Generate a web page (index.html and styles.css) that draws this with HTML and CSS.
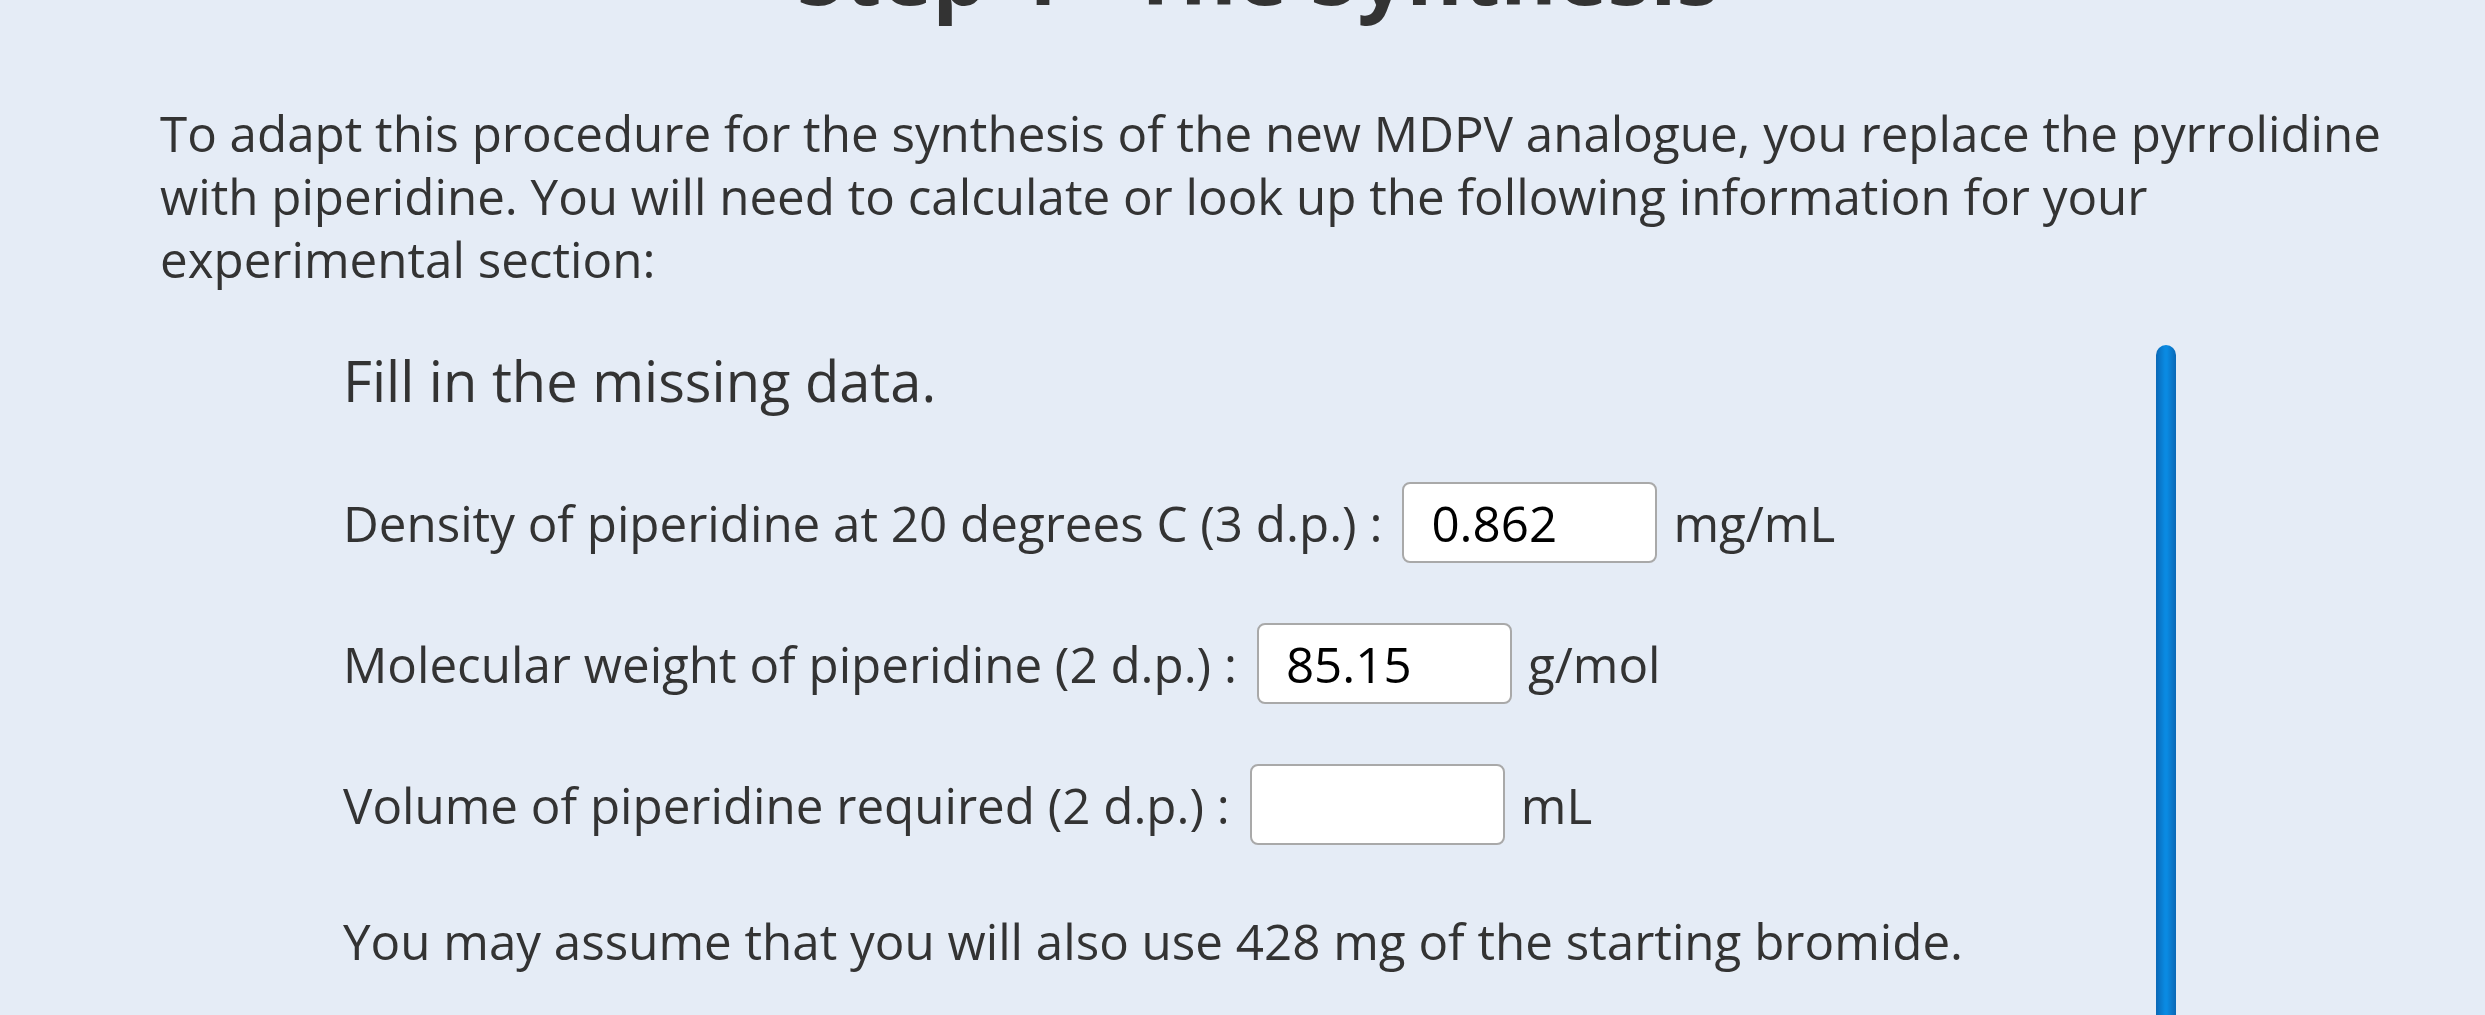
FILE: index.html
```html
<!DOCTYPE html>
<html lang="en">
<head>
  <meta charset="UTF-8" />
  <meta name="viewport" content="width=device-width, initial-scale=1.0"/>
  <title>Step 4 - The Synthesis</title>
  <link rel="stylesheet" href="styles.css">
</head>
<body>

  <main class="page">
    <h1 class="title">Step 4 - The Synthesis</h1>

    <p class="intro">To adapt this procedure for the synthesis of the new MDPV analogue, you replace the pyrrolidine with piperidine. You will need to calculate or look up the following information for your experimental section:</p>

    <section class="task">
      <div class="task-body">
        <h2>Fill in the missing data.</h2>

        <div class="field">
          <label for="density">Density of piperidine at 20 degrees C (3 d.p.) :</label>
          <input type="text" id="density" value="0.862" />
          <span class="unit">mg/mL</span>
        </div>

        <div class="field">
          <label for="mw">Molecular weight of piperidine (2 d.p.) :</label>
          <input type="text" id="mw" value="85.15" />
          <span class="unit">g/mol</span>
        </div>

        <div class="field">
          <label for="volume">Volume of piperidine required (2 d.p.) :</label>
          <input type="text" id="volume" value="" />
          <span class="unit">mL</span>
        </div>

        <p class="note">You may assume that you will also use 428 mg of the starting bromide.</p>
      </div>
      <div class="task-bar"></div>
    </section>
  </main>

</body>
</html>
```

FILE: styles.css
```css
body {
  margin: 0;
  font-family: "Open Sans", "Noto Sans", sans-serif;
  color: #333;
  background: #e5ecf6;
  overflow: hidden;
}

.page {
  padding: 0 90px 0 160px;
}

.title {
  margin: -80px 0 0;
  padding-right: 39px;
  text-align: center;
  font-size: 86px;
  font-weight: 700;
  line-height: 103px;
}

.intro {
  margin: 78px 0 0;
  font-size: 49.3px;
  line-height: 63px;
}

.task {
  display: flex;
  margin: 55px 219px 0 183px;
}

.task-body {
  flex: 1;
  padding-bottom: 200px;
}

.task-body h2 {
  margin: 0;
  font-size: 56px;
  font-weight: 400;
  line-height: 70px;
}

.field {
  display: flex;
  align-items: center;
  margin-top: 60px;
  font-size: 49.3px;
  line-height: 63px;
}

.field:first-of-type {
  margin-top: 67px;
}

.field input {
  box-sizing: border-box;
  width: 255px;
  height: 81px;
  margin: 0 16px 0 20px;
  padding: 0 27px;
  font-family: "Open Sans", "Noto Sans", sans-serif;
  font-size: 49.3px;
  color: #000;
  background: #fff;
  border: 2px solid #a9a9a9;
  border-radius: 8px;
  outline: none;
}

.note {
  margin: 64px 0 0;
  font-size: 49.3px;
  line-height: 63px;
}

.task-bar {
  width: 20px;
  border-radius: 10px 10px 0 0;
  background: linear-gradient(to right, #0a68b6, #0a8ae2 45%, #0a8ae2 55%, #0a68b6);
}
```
--
• _Task brief_
Without including any pictures, print all of the material exactly as given.

• _Output of the exercise_
Generate a web page (index.html and styles.css) that draws this with HTML and CSS.
FILE: index.html
```html
<!DOCTYPE html>
<html lang="en">
<head>
  <meta charset="UTF-8" />
  <meta name="viewport" content="width=device-width, initial-scale=1.0"/>
  <title>Step 4 - The Synthesis</title>
  <link rel="stylesheet" href="styles.css">
</head>
<body>

  <main class="page">
    <h1 class="title">Step 4 - The Synthesis</h1>

    <p class="intro">To adapt this procedure for the synthesis of the new MDPV analogue, you replace the pyrrolidine with piperidine. You will need to calculate or look up the following information for your experimental section:</p>

    <section class="task">
      <div class="task-body">
        <h2>Fill in the missing data.</h2>

        <div class="field">
          <label for="density">Density of piperidine at 20 degrees C (3 d.p.) :</label>
          <input type="text" id="density" value="0.862" />
          <span class="unit">mg/mL</span>
        </div>

        <div class="field">
          <label for="mw">Molecular weight of piperidine (2 d.p.) :</label>
          <input type="text" id="mw" value="85.15" />
          <span class="unit">g/mol</span>
        </div>

        <div class="field">
          <label for="volume">Volume of piperidine required (2 d.p.) :</label>
          <input type="text" id="volume" value="" />
          <span class="unit">mL</span>
        </div>

        <p class="note">You may assume that you will also use 428 mg of the starting bromide.</p>
      </div>
      <div class="task-bar"></div>
    </section>
  </main>

</body>
</html>
```

FILE: styles.css
```css
body {
  margin: 0;
  font-family: "Open Sans", "Noto Sans", sans-serif;
  color: #333;
  background: #e5ecf6;
  overflow: hidden;
}

.page {
  padding: 0 90px 0 160px;
}

.title {
  margin: -80px 0 0;
  padding-right: 39px;
  text-align: center;
  font-size: 86px;
  font-weight: 700;
  line-height: 103px;
}

.intro {
  margin: 78px 0 0;
  font-size: 49.3px;
  line-height: 63px;
}

.task {
  display: flex;
  margin: 55px 219px 0 183px;
}

.task-body {
  flex: 1;
  padding-bottom: 200px;
}

.task-body h2 {
  margin: 0;
  font-size: 56px;
  font-weight: 400;
  line-height: 70px;
}

.field {
  display: flex;
  align-items: center;
  margin-top: 60px;
  font-size: 49.3px;
  line-height: 63px;
}

.field:first-of-type {
  margin-top: 67px;
}

.field input {
  box-sizing: border-box;
  width: 255px;
  height: 81px;
  margin: 0 16px 0 20px;
  padding: 0 27px;
  font-family: "Open Sans", "Noto Sans", sans-serif;
  font-size: 49.3px;
  color: #000;
  background: #fff;
  border: 2px solid #a9a9a9;
  border-radius: 8px;
  outline: none;
}

.note {
  margin: 64px 0 0;
  font-size: 49.3px;
  line-height: 63px;
}

.task-bar {
  width: 20px;
  border-radius: 10px 10px 0 0;
  background: linear-gradient(to right, #0a68b6, #0a8ae2 45%, #0a8ae2 55%, #0a68b6);
}
```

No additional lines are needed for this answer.